*PROBLEM DESCRIPTION*
Reproduce the listing word for word. Skip any image.

*DATA LINES*
START
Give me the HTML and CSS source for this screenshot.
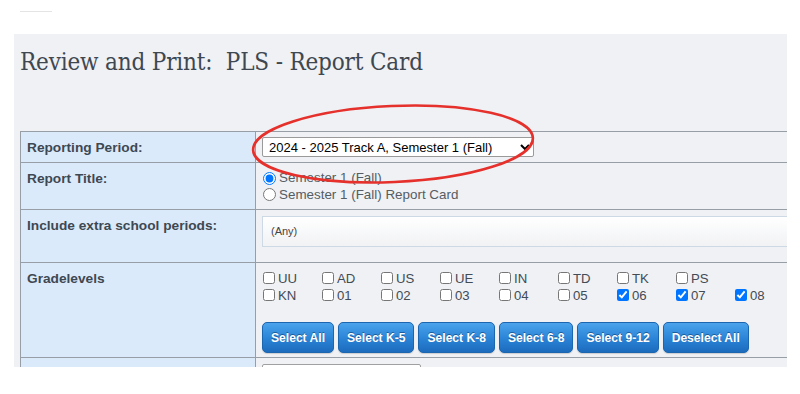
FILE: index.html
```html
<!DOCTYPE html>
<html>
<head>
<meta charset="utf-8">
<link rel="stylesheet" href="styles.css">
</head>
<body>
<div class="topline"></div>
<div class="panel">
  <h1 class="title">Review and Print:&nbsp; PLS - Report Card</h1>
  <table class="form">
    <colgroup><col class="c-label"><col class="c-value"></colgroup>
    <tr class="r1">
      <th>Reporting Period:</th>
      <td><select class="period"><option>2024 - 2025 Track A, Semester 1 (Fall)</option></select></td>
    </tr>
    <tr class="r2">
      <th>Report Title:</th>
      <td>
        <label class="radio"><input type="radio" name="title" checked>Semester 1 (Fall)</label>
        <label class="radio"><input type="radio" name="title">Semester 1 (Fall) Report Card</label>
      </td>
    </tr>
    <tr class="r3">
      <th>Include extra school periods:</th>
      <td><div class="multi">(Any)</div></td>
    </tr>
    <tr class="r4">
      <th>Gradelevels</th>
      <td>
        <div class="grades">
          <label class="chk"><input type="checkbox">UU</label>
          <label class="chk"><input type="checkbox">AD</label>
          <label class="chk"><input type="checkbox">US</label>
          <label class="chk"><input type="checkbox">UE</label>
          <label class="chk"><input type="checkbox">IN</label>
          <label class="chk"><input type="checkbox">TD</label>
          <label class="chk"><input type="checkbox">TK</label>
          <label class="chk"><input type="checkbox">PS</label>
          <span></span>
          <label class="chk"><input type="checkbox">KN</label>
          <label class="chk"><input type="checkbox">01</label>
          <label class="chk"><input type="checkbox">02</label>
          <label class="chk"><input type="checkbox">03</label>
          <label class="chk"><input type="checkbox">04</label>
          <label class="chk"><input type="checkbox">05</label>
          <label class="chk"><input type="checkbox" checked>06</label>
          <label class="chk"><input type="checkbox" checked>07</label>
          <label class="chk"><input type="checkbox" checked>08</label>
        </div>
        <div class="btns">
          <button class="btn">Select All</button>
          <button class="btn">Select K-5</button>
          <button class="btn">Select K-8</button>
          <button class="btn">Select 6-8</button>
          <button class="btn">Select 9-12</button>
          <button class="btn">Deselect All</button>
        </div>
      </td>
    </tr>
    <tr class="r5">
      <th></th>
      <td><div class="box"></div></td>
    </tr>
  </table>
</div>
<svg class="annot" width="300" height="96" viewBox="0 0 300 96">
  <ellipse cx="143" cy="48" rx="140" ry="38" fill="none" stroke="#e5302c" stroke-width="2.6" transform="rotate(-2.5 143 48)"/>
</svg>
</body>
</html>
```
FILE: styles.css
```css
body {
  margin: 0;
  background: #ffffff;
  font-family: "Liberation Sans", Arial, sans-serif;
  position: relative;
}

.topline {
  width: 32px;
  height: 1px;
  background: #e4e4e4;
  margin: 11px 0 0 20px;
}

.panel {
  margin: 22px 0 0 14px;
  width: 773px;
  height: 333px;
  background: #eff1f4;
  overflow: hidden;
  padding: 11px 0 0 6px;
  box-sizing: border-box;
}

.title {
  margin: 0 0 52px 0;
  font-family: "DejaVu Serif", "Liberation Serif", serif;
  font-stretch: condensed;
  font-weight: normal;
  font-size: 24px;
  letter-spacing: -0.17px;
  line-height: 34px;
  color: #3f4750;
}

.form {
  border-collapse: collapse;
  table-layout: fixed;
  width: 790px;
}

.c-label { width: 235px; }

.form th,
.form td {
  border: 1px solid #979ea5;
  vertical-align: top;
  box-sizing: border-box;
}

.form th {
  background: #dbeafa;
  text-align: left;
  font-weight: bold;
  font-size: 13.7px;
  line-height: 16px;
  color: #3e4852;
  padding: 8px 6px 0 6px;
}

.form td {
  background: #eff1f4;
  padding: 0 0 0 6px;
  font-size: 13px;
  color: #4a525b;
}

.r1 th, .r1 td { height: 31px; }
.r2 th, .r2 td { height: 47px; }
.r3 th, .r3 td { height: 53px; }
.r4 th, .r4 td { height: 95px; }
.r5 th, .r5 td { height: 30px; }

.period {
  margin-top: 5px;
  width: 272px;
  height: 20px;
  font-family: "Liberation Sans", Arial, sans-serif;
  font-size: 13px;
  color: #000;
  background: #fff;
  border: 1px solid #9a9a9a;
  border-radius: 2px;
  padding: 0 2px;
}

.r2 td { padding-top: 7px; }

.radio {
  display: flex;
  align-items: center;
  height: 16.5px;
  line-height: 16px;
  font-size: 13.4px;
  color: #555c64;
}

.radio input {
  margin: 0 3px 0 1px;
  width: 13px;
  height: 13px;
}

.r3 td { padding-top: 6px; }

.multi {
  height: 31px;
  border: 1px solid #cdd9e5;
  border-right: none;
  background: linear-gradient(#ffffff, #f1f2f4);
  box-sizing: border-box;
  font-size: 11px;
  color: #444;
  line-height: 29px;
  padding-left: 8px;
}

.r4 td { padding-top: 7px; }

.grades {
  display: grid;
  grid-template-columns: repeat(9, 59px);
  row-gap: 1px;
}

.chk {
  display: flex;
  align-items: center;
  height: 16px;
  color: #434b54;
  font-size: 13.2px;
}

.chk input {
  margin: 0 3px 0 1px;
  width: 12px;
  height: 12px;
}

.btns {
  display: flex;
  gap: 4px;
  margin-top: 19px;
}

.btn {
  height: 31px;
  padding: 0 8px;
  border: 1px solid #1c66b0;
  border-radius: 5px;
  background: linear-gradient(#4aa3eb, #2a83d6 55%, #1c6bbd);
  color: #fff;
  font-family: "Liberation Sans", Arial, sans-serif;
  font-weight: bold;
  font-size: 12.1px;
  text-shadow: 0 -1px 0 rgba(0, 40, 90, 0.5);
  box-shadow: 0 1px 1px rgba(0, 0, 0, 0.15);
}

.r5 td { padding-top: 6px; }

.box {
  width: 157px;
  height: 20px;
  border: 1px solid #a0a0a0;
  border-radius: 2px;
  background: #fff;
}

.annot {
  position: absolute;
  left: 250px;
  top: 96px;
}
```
END
*WRITTEN SOLUTION*
Give me the HTML and CSS source for this screenshot.
FILE: index.html
```html
<!DOCTYPE html>
<html>
<head>
<meta charset="utf-8">
<link rel="stylesheet" href="styles.css">
</head>
<body>
<div class="topline"></div>
<div class="panel">
  <h1 class="title">Review and Print:&nbsp; PLS - Report Card</h1>
  <table class="form">
    <colgroup><col class="c-label"><col class="c-value"></colgroup>
    <tr class="r1">
      <th>Reporting Period:</th>
      <td><select class="period"><option>2024 - 2025 Track A, Semester 1 (Fall)</option></select></td>
    </tr>
    <tr class="r2">
      <th>Report Title:</th>
      <td>
        <label class="radio"><input type="radio" name="title" checked>Semester 1 (Fall)</label>
        <label class="radio"><input type="radio" name="title">Semester 1 (Fall) Report Card</label>
      </td>
    </tr>
    <tr class="r3">
      <th>Include extra school periods:</th>
      <td><div class="multi">(Any)</div></td>
    </tr>
    <tr class="r4">
      <th>Gradelevels</th>
      <td>
        <div class="grades">
          <label class="chk"><input type="checkbox">UU</label>
          <label class="chk"><input type="checkbox">AD</label>
          <label class="chk"><input type="checkbox">US</label>
          <label class="chk"><input type="checkbox">UE</label>
          <label class="chk"><input type="checkbox">IN</label>
          <label class="chk"><input type="checkbox">TD</label>
          <label class="chk"><input type="checkbox">TK</label>
          <label class="chk"><input type="checkbox">PS</label>
          <span></span>
          <label class="chk"><input type="checkbox">KN</label>
          <label class="chk"><input type="checkbox">01</label>
          <label class="chk"><input type="checkbox">02</label>
          <label class="chk"><input type="checkbox">03</label>
          <label class="chk"><input type="checkbox">04</label>
          <label class="chk"><input type="checkbox">05</label>
          <label class="chk"><input type="checkbox" checked>06</label>
          <label class="chk"><input type="checkbox" checked>07</label>
          <label class="chk"><input type="checkbox" checked>08</label>
        </div>
        <div class="btns">
          <button class="btn">Select All</button>
          <button class="btn">Select K-5</button>
          <button class="btn">Select K-8</button>
          <button class="btn">Select 6-8</button>
          <button class="btn">Select 9-12</button>
          <button class="btn">Deselect All</button>
        </div>
      </td>
    </tr>
    <tr class="r5">
      <th></th>
      <td><div class="box"></div></td>
    </tr>
  </table>
</div>
<svg class="annot" width="300" height="96" viewBox="0 0 300 96">
  <ellipse cx="143" cy="48" rx="140" ry="38" fill="none" stroke="#e5302c" stroke-width="2.6" transform="rotate(-2.5 143 48)"/>
</svg>
</body>
</html>
```
FILE: styles.css
```css
body {
  margin: 0;
  background: #ffffff;
  font-family: "Liberation Sans", Arial, sans-serif;
  position: relative;
}

.topline {
  width: 32px;
  height: 1px;
  background: #e4e4e4;
  margin: 11px 0 0 20px;
}

.panel {
  margin: 22px 0 0 14px;
  width: 773px;
  height: 333px;
  background: #eff1f4;
  overflow: hidden;
  padding: 11px 0 0 6px;
  box-sizing: border-box;
}

.title {
  margin: 0 0 52px 0;
  font-family: "DejaVu Serif", "Liberation Serif", serif;
  font-stretch: condensed;
  font-weight: normal;
  font-size: 24px;
  letter-spacing: -0.17px;
  line-height: 34px;
  color: #3f4750;
}

.form {
  border-collapse: collapse;
  table-layout: fixed;
  width: 790px;
}

.c-label { width: 235px; }

.form th,
.form td {
  border: 1px solid #979ea5;
  vertical-align: top;
  box-sizing: border-box;
}

.form th {
  background: #dbeafa;
  text-align: left;
  font-weight: bold;
  font-size: 13.7px;
  line-height: 16px;
  color: #3e4852;
  padding: 8px 6px 0 6px;
}

.form td {
  background: #eff1f4;
  padding: 0 0 0 6px;
  font-size: 13px;
  color: #4a525b;
}

.r1 th, .r1 td { height: 31px; }
.r2 th, .r2 td { height: 47px; }
.r3 th, .r3 td { height: 53px; }
.r4 th, .r4 td { height: 95px; }
.r5 th, .r5 td { height: 30px; }

.period {
  margin-top: 5px;
  width: 272px;
  height: 20px;
  font-family: "Liberation Sans", Arial, sans-serif;
  font-size: 13px;
  color: #000;
  background: #fff;
  border: 1px solid #9a9a9a;
  border-radius: 2px;
  padding: 0 2px;
}

.r2 td { padding-top: 7px; }

.radio {
  display: flex;
  align-items: center;
  height: 16.5px;
  line-height: 16px;
  font-size: 13.4px;
  color: #555c64;
}

.radio input {
  margin: 0 3px 0 1px;
  width: 13px;
  height: 13px;
}

.r3 td { padding-top: 6px; }

.multi {
  height: 31px;
  border: 1px solid #cdd9e5;
  border-right: none;
  background: linear-gradient(#ffffff, #f1f2f4);
  box-sizing: border-box;
  font-size: 11px;
  color: #444;
  line-height: 29px;
  padding-left: 8px;
}

.r4 td { padding-top: 7px; }

.grades {
  display: grid;
  grid-template-columns: repeat(9, 59px);
  row-gap: 1px;
}

.chk {
  display: flex;
  align-items: center;
  height: 16px;
  color: #434b54;
  font-size: 13.2px;
}

.chk input {
  margin: 0 3px 0 1px;
  width: 12px;
  height: 12px;
}

.btns {
  display: flex;
  gap: 4px;
  margin-top: 19px;
}

.btn {
  height: 31px;
  padding: 0 8px;
  border: 1px solid #1c66b0;
  border-radius: 5px;
  background: linear-gradient(#4aa3eb, #2a83d6 55%, #1c6bbd);
  color: #fff;
  font-family: "Liberation Sans", Arial, sans-serif;
  font-weight: bold;
  font-size: 12.1px;
  text-shadow: 0 -1px 0 rgba(0, 40, 90, 0.5);
  box-shadow: 0 1px 1px rgba(0, 0, 0, 0.15);
}

.r5 td { padding-top: 6px; }

.box {
  width: 157px;
  height: 20px;
  border: 1px solid #a0a0a0;
  border-radius: 2px;
  background: #fff;
}

.annot {
  position: absolute;
  left: 250px;
  top: 96px;
}
```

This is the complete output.